Quote:
Originally Posted by soccerargentina10
dave are you taking the PGM class? doing it with octave? what are your thoughts on it?
I tried the PGM class out during the first heat, but I didn't finish. Word is that PGM is one of the few courses not dumbed down.
I plan to do the course again, but I have way too much on my plate right now to bother. Yes, I will do it in Octave. The reasoning why is because I don't have a good understanding of the math involved, and I'd rather not fight Python to figure it out.
Quote:
Originally Posted by Shoe Lace
Just finished Week 2's problem set for the 6.00x course. Pretty interesting. Took me a lot longer than expected based on the initial description.
You are a real tease... What was the question, so we can all LOL at you for thinking its hard?
Quote:
Originally Posted by Go_Blue
The SaaS HW1 is proving to be a pretty big challenge. I'm trying to write all of the programs in Java first since that's my most comfortable language, and then convert to Ruby based on a lot of research online. But yarrrrr it is not going smoothly so far.
I could be wrong here, but I would NOT touch that class right now. The reasoning is that you aren't buying into just a language, but an entire culture surrounding this and similar languages, which is violently anti-corporate (JAVA), and at least my own impression is that programming in JAVA is much slower than RoR.
The fact is that you are going to be doing every single homework assignment twice + try to learn a somewhat difficult language while you are facing a continuously steeper learning curve.
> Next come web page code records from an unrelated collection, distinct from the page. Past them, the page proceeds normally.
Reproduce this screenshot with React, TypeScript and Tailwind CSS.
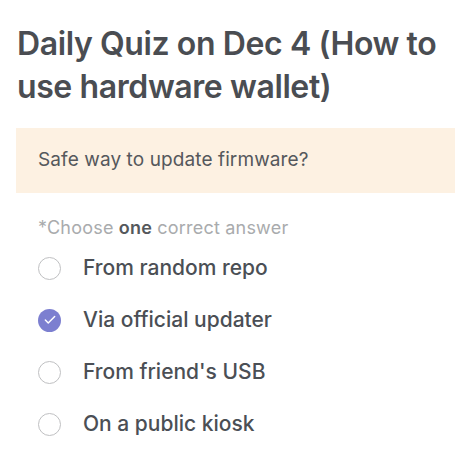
import { Check } from "lucide-react";

const options = [
  { label: "From random repo", checked: false },
  { label: "Via official updater", checked: true },
  { label: "From friend's USB", checked: false },
  { label: "On a public kiosk", checked: false },
];

export default function App() {
  return (
    <div className="w-[471px] h-[459px] bg-white px-4 pt-[22px] font-['Inter',sans-serif] overflow-hidden">
      <h1 className="px-[1px] text-[32px] leading-[43px] font-semibold text-[#4a4d52] tracking-[-0.4px]">
        Daily Quiz on Dec 4 (How to use hardware wallet)
      </h1>

      <div className="mt-[20px] h-[65px] bg-[#fdf1e2] px-[22px] flex items-center">
        <p className="text-[19px] text-[#55585c] tracking-[0.1px]">Safe way to update firmware?</p>
      </div>

      <div className="mt-[23px] px-[22px]">
        <p className="text-[18px] leading-[24px] text-[#a9abad] tracking-[0.2px]">
          *Choose <span className="font-semibold text-[#55585c]">one</span> correct answer
        </p>
        <ul className="mt-[2px] flex flex-col">
          {options.map((o) => (
            <li key={o.label} className="h-[52px] flex items-center gap-[22px]">
              {o.checked ? (
                <span className="w-[23px] h-[23px] rounded-full bg-[#7c7fd0] flex items-center justify-center">
                  <Check size={14} strokeWidth={2.5} color="#fff" />
                </span>
              ) : (
                <span className="w-[23px] h-[23px] rounded-full border-[1.5px] border-[#bfc0c2]" />
              )}
              <span className="text-[21px] font-medium text-[#4b4f55]">{o.label}</span>
            </li>
          ))}
        </ul>
      </div>
    </div>
  );
}
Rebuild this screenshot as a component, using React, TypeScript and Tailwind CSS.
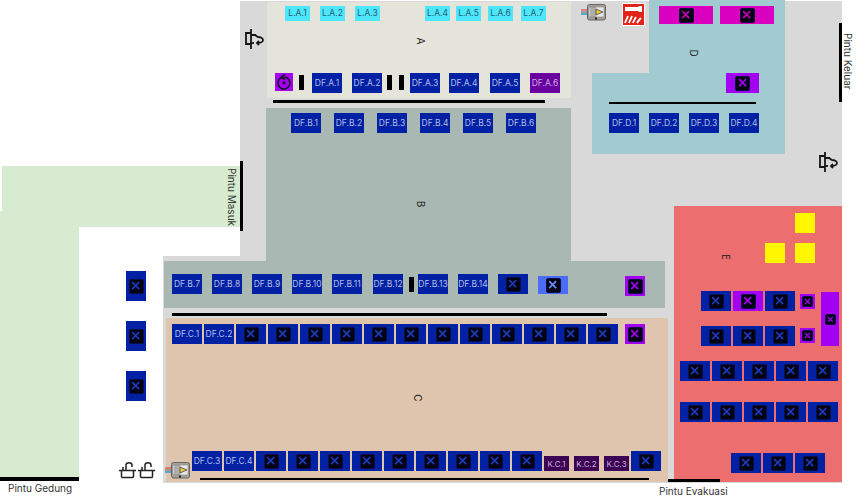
import React from "react";

const Xmark = ({ c, s = 15 }: { c: string; s?: number }) => (
  <span
    className="flex items-center justify-center rounded-[2px] bg-[#020214] border border-[#0a0f45]"
    style={{ width: s, height: s }}
  >
    <svg viewBox="0 0 16 16" width={s * 0.62} height={s * 0.62} fill="none" stroke={c} strokeWidth="3">
      <path d="M2 2 14 14M14 2 2 14" />
    </svg>
  </span>
);

type BoothProps = {
  t?: string;
  w?: number;
  h?: number;
  bg?: string;
  c?: string;
  text?: string;
  s?: number;
};

const Booth = ({ t, w = 30, h = 20, bg = "bg-[#0021a3]", c = "#1a3ab8", text = "text-[#b4bde8] text-[8.5px]", s }: BoothProps) => (
  <div
    className={`flex shrink-0 items-center justify-center ${bg} ${text} leading-none whitespace-nowrap`}
    style={{ width: w, height: h }}
  >
    {t ? t : <Xmark c={c} s={s} />}
  </div>
);

const Row = ({ x, y, gap, children }: { x: number; y: number; gap: number; children: React.ReactNode }) => (
  <div className="absolute flex" style={{ left: x, top: y, gap }}>
    {children}
  </div>
);

const Outlet = ({ x, y }: { x: number; y: number }) => (
  <svg className="absolute" style={{ left: x, top: y }} width="20" height="20" viewBox="0 0 20 20" fill="none" stroke="#151515" strokeWidth="1.800">
    <path d="M2 4h5v11H2zM7 0v20M7 6h5" />
    <path d="M7 14h3" />
    <path d="M11 6l3 2c3 0 5 1.500 5 3s-2 3-5 3h-1" />
    <path d="M15 12l-2 2 2 2" />
  </svg>
);

const Sink = ({ x, y }: { x: number; y: number }) => (
  <svg className="absolute" style={{ left: x, top: y }} width="17" height="17" viewBox="0 0 17 17" fill="none" stroke="#222" strokeWidth="1.500">
    <path d="M0 8.500h17" />
    <path d="M2.500 8.500v6a1 1 0 0 0 1 1h10a1 1 0 0 0 1-1v-6" />
    <path d="M7 8.500V3c0-3 6-3 6 0v2" />
    <path d="M4 5v3.500" />
  </svg>
);

const Panel = ({ x, y }: { x: number; y: number }) => (
  <svg className="absolute" style={{ left: x, top: y }} width="26" height="17" viewBox="0 0 26 17">
    <path d="M0 6h7" stroke="#d33" strokeWidth="1" />
    <path d="M0 8h7" stroke="#666" strokeWidth="1" />
    <path d="M0 10h7" stroke="#39c" strokeWidth="1.500" />
    <rect x="6.500" y=".5" width="18" height="15.500" rx="2" fill="#a8a29a" stroke="#666" />
    <rect x="8" y="3" width="15" height="10" fill="#e8e8e8" stroke="#777" strokeWidth=".5" />
    <path d="M10 3v10M12 3v10M14 3v10" stroke="#555" strokeWidth=".8" />
    <path d="M15 5l7 3-7 3z" fill="#e8c840" stroke="#333" strokeWidth=".7" />
    <rect x="14" y="13.500" width="2" height="2" fill="#222" />
  </svg>
);

const la = [285, 320, 355, 425, 456, 488, 521];
const cBoxes = Array.from({ length: 12 }, (_, i) => i);
const cBottom = Array.from({ length: 9 }, (_, i) => i);
const five = [0, 1, 2, 3, 4];
const bars: [number, number, number, number][] = [
  [299, 75, 5, 15], [387, 75, 5, 15], [399, 75, 5, 15], [409, 277, 5, 15],
  [273, 100, 272, 3], [609, 102, 147, 2], [172, 313, 435, 3], [200, 478, 449, 2],
  [839, 23, 3, 79], [240, 161, 3, 70], [0, 477, 79, 4], [668, 479, 52, 3],
];
const letter = "absolute rotate-90 text-[10px] leading-none text-[#222]";
const purple = "bg-[#a100f2]";
const violet = "#a100f2";
const magenta = "bg-[#da00c0]";
const pink = "#c000b0";

export default function App() {
  return (
    <div className="relative w-[858px] h-[496px] overflow-hidden bg-white font-['Inter',sans-serif]">
      {/* floor */}
      <div className="absolute left-[240px] top-[1px] w-[602px] h-[482px] bg-[#d9d9d9]" />
      <div className="absolute left-[163px] top-[256px] w-[77px] h-[227px] bg-[#d9d9d9]" />
      {/* garden */}
      <div className="absolute left-[2px] top-[166px] w-[238px] h-[61px] bg-[#d6ebd0]" />
      <div className="absolute left-0 top-[211px] w-[79px] h-[266px] bg-[#d6ebd0]" />
      {/* zones */}
      <div className="absolute left-[267px] top-[2px] w-[304px] h-[96px] bg-[#e4e4da]" />
      <div className="absolute left-[266px] top-[108px] w-[305px] h-[154px] bg-[#a9b8b3]" />
      <div className="absolute left-[164px] top-[261px] w-[501px] h-[47px] bg-[#a9b8b3]" />
      <div className="absolute left-[166px] top-[318px] w-[502px] h-[164px] bg-[#dfc5ae]" />
      <div className="absolute left-[649px] top-0 w-[136px] h-[73px] bg-[#a2cbd1]" />
      <div className="absolute left-[592px] top-[73px] w-[193px] h-[81px] bg-[#a2cbd1]" />
      <div className="absolute left-[674px] top-[206px] w-[168px] h-[276px] bg-[#ed6e6e]" />

      {bars.map(([x, y, w, h], i) => (
        <div key={i} className="absolute bg-black" style={{ left: x, top: y, width: w, height: h }} />
      ))}

      {/* zone A */}
      {la.map((x, i) => (
        <div key={x} className="absolute flex items-center justify-center w-[25px] h-[15px] bg-[#4de7fd] text-[#2b5c70] text-[8.5px] leading-none" style={{ left: x, top: 6 }}>
          {`L.A.${i + 1}`}
        </div>
      ))}
      <Row x={312} y={73} gap={10}>
        <Booth t="DF.A.1" />
        <Booth t="DF.A.2" />
      </Row>
      <Row x={410} y={73} gap={9}>
        <Booth t="DF.A.3" />
        <Booth t="DF.A.4" />
      </Row>
      <Row x={490} y={73} gap={10}>
        <Booth t="DF.A.5" />
        <Booth t="DF.A.6" bg="bg-[#6a00a0]" text="text-[#c8a8e0] text-[8.5px]" />
      </Row>

      {/* zone B */}
      <Row x={291} y={113} gap={13}>
        {[1, 2, 3, 4, 5, 6].map((i) => <Booth key={i} t={`DF.B.${i}`} />)}
      </Row>
      <Row x={172} y={274} gap={10}>
        {[7, 8, 9, 10, 11].map((i) => <Booth key={i} t={`DF.B.${i}`} />)}
      </Row>
      <div className="absolute left-[373px] top-[274px]">
        <Booth t="DF.B.12" />
      </div>
      <Row x={418} y={274} gap={10}>
        <Booth t="DF.B.13" />
        <Booth t="DF.B.14" />
        <Booth />
      </Row>
      <Row x={538} y={276} gap={57}>
        <Booth h={18} bg="bg-[#4a6cf7]" c="#6a8cff" />
        <Booth w={20} bg={purple} c={violet} />
      </Row>

      {/* zone C */}
      <Row x={172} y={324} gap={2}>
        <Booth t="DF.C.1" />
        <Booth t="DF.C.2" />
        {cBoxes.map((i) => <Booth key={i} />)}
      </Row>
      <div className="absolute left-[625px] top-[324px]">
        <Booth w={20} bg={purple} c={violet} />
      </div>
      <Row x={192} y={451} gap={2}>
        <Booth t="DF.C.3" />
        <Booth t="DF.C.4" />
        {cBottom.map((i) => <Booth key={i} />)}
      </Row>
      <Row x={544} y={456} gap={5}>
        {[1, 2, 3].map((i) => (
          <Booth key={i} t={`K.C.${i}`} w={25} h={15} bg="bg-[#3c0055]" text="text-[#c9b3d3] text-[8px]" />
        ))}
      </Row>
      <div className="absolute left-[631px] top-[451px]">
        <Booth />
      </div>

      {/* left column */}
      <div className="absolute left-[126px] top-[271px] flex flex-col gap-[20px]">
        {[0, 1, 2].map((i) => <Booth key={i} w={20} h={30} />)}
      </div>

      {/* zone D */}
      <Row x={659} y={6} gap={7}>
        <Booth w={54} h={18} bg={magenta} c={pink} />
        <Booth w={54} h={18} bg={magenta} c={pink} />
      </Row>
      <div className="absolute left-[726px] top-[73px]">
        <Booth w={33} bg={purple} c={violet} />
      </div>
      <Row x={609} y={113} gap={10}>
        {[1, 2, 3, 4].map((i) => <Booth key={i} t={`DF.D.${i}`} />)}
      </Row>

      {/* zone E */}
      {[[795, 213], [765, 243], [795, 243]].map(([x, y]) => (
        <div key={`${x}${y}`} className="absolute w-[20px] h-[20px] bg-[#fff600]" style={{ left: x, top: y }} />
      ))}
      <Row x={701} y={291} gap={2}>
        <Booth />
        <Booth bg={purple} c={violet} />
        <Booth />
      </Row>
      <Row x={701} y={326} gap={2}>
        <Booth />
        <Booth />
        <Booth />
      </Row>
      <div className="absolute left-[800px] top-[294px]">
        <Booth w={15} h={15} bg={purple} c={violet} s={11} />
      </div>
      <div className="absolute left-[800px] top-[328px]">
        <Booth w={15} h={15} bg={purple} c={violet} s={11} />
      </div>
      <div className="absolute left-[821px] top-[292px]">
        <Booth w={18} h={54} bg={purple} c={violet} s={11} />
      </div>
      <Row x={680} y={361} gap={2}>
        {five.map((i) => <Booth key={i} />)}
      </Row>
      <Row x={680} y={402} gap={2}>
        {five.map((i) => <Booth key={i} />)}
      </Row>
      <Row x={731} y={453} gap={2}>
        <Booth />
        <Booth />
        <Booth />
      </Row>

      {/* rotating sign */}
      <div className="absolute left-[275px] top-[73px] w-[18px] h-[18px] bg-[#a100f2] flex items-center justify-center">
        <svg width="16" height="16" viewBox="0 0 16 16" fill="none" stroke="#111" strokeWidth="1.500">
          <path d="M5.500 3.500a6 6 0 1 0 3-.5" />
          <path d="M9 .5 5.500 3.200 9 5.500" />
          <circle cx="8" cy="9" r="1.200" fill="#111" strokeWidth=".5" />
        </svg>
      </div>

      <div className={`${letter} left-[418px] top-[36px]`}>A</div>
      <div className={`${letter} left-[418px] top-[199px]`}>B</div>
      <div className={`${letter} left-[414px] top-[393px]`}>C</div>
      <div className={`${letter} left-[690px] top-[48px]`}>D</div>
      <div className={`${letter} left-[723px] top-[252px]`}>E</div>

      <Outlet x={244} y={29} />
      <Outlet x={818} y={152} />
      <Panel x={581} y={4} />
      <Panel x={165} y={462} />
      <Sink x={119} y={462} />
      <Sink x={138} y={462} />

      {/* fire extinguisher sign */}
      <svg className="absolute left-[622px] top-[3px]" width="23" height="23" viewBox="0 0 23 23">
        <rect width="23" height="23" fill="#fff" />
        <rect x="1" y="1" width="21" height="21" fill="#e2231a" />
        <path d="M3 4h13l1-1h3v6h-3l-1-1H3z" fill="#fff" />
        <path d="M3 20c1-3 2-4 3-7M7 20c1-3 2-4 3-7M11 20c1-3 2-4 3-6M15 20c1-2 2-3 4-5" stroke="#fff" strokeWidth="1.800" fill="none" />
      </svg>

      <div className="absolute left-[843px] top-[33px] rotate-90 origin-top-left translate-x-[10px] text-[10px] leading-none text-[#333] whitespace-nowrap">Pintu Keluar</div>
      <div className="absolute left-[227px] top-[168px] rotate-90 origin-top-left translate-x-[10px] text-[10px] leading-none text-[#333] whitespace-nowrap">Pintu Masuk</div>
      <div className="absolute left-[8px] top-[482px] text-[10px] leading-[12px] text-[#333]">Pintu Gedung</div>
      <div className="absolute left-[659px] top-[485px] text-[10px] leading-[12px] text-[#333]">Pintu Evakuasi</div>
    </div>
  );
}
I'm not trying to be offensive to you, but you have little chance of completing this class. I'm only passing a lesson to you that I wasted too many hours learning: wait until you are actually ready, and learning Ruby would be a pretty good first step. If the teachers in the FAQ say you should only be spending 5 hours on a programming assignment, and you are spending 20 to 30, you probably aren't ready. Aside from learning Ruby, I would also suggest learning some systems design for controlling complexity, but I hope someone else can weigh in here.